By following this workflow, the retail company can integrate and manage data across all of their locations seamlessly, ensuring timely and reliable insights into their sales performance.
How to start using Azure Data Factory
The first step in using Azure Data Factory is to design your data pipelines using the ADF designer. This is a visual tool that makes it easy to create pipelines that define how data moves and transforms between different sources and destinations.
Next, use a visual diagramming tool like Miro’s Azure architecture diagram template to map your data flow framework. This template helps you visually organize simple to complex data workflows, ensuring everything is clearly planned before implementation.
As a bonus, Miro templates are fully collaborative and shareable, meaning that your team and key stakeholders can collaborate remotely on your planning documents either in real-time or async.
Once your framework is in place, set up linked services to connect ADF to your data sources, such as SQL databases or cloud storage.
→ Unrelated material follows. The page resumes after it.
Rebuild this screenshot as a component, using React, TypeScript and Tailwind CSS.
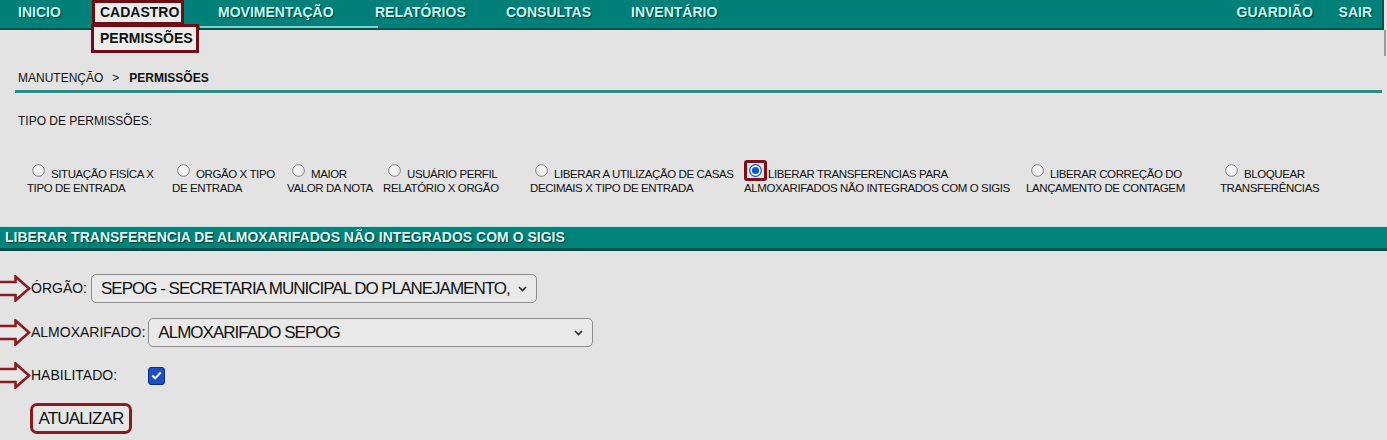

Next, define datasets that detail where your data is coming from and where it’s going. Datasets in ADF represent the specific data structures (like tables, files, or blobs) that the platform will read from or write to during pipeline execution, helping ensure that the correct data is used and processed in each step of the workflow.
Finally, create data flow — such as filtering out unnecessary information, cleaning up inconsistencies, or aggregating data into summaries — to transform your data so that it’s ready for analysis.
Connect, understand, and make the most of your data
Creating and storing data isn’t the problem for modern organizations. If it were, studies wouldn’t project that the world will generate roughly 180 zettabytes of data in 2025 (up from 64.2 zettabytes in 2020).
The problem is connecting data. ADF is an essential tool for organizations with expansive, but disconnected data pools. It helps to connect, aggregate, and standardize data, so you can derive meaningful insights to drive your business forward.